Cache coherence refers to uniformity of data stored in multiple memory locations such as caches or backing memory (e.g., dynamic random access memory or “DRAM”) in processing systems such as a multiprocessor or multi-core processing systems wherein multiple clients (e.g., processors/cores) can access and share data which is ultimately stored in a common memory (e.g., the DRAM). Referring, for example to processing system 100 of FIG. 1, clients 102a-b may have respective caches 104a-b, and a backing storage shown as memory 106. Clients 102a-b may read data from or store data to memory 106, with caches 104a-b acting as respective intermediate storage locations for fast access.
Cache coherency mechanisms generally depicted with the reference numeral 105 may be employed to avoid violation of coherence between cached copies of data associated with a given memory location in memory 106. Known cache coherency mechanisms 105 include snooping, wherein each one of caches 104a-b (or by means of processors, e.g. clients 102a-b) may monitor the other for accesses to addresses cached and ensure coherence. Coherence may be ensured by mechanisms such as cache flushing, cache sharing, etc.
Cache coherence mechanisms may be complicated by situations wherein the data stored in memory 106 can be associated with addresses. A situation wherein the data may have different addresses involves address apertures. An address aperture provides access to the same memory region through an alternative address range. Modern processors (e.g., clients 102a-b) may use virtual addresses which are translated to physical addresses of the data stored in memory 106. These virtual addresses may also be referred to as aliased addresses. Typically, there may be a simple mapping between aperture addresses and the aliased addresses for the same physical memory locations.
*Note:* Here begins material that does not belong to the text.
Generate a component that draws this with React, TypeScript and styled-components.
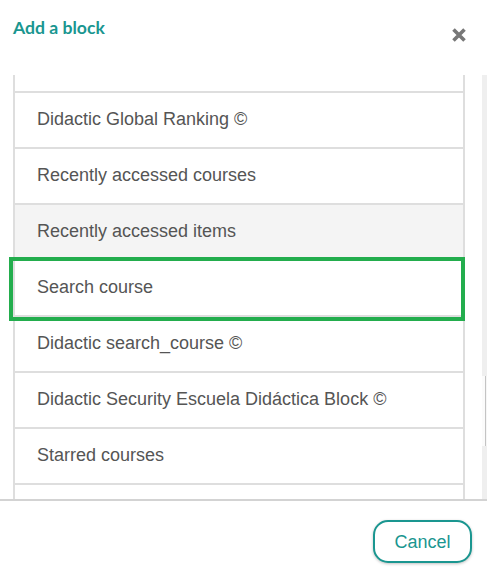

However, in instances wherein the address apertures are functional address apertures, the mapping may be more complex. A functional address aperture is an aperture which performs some function on the data as it passes through the aperture. Referring to processing system 200 of FIG. 2, processor 202 may access memory 206 (e.g., through memory bus 208) using aliased address 212 or through functional address aperture 204, wherein function 205 is performed on data addressed using aperture address 210.
Examples of function 205 include encryption, compression, error-correction, etc. Function 205 may introduce a complex mapping between data in aperture address domain (i.e., addressed using aperture address 210) and in aliased address domain (i.e., addressed using aliased address 212). The address mapping between aperture address 210 and aliased address 212 may not be in a direct or one-to-one correspondence. In some instances, an address region in the aperture address domain may correspond to a smaller or larger region in the aliased address domain, e.g., as in the case of functional address aperture 204 implementing compression as function 205.
Accordingly, a single access in the aperture address domain may correspond to zero, one, or more than one accesses in the aliased address domain. The accesses may even be to non-contiguous memory regions of memory 206, e.g., as in the case of functional address aperture 204 implementing error-control coding (ECC) as function 205, wherein parity bits for the ECC for data in a buffer or memory region may be stored in a separate buffer. Function 205 may also include memory or caching such that accesses in the aperture space are delayed or coalesced.
As will be appreciated from the above discussion, functional address apertures may give rise to new and complex demands on coherency between the aperture address domain and aliased address domain. There is a corresponding need in the art to meet these demands for efficiently handling the coherency between the aperture address domain and aliased address domain.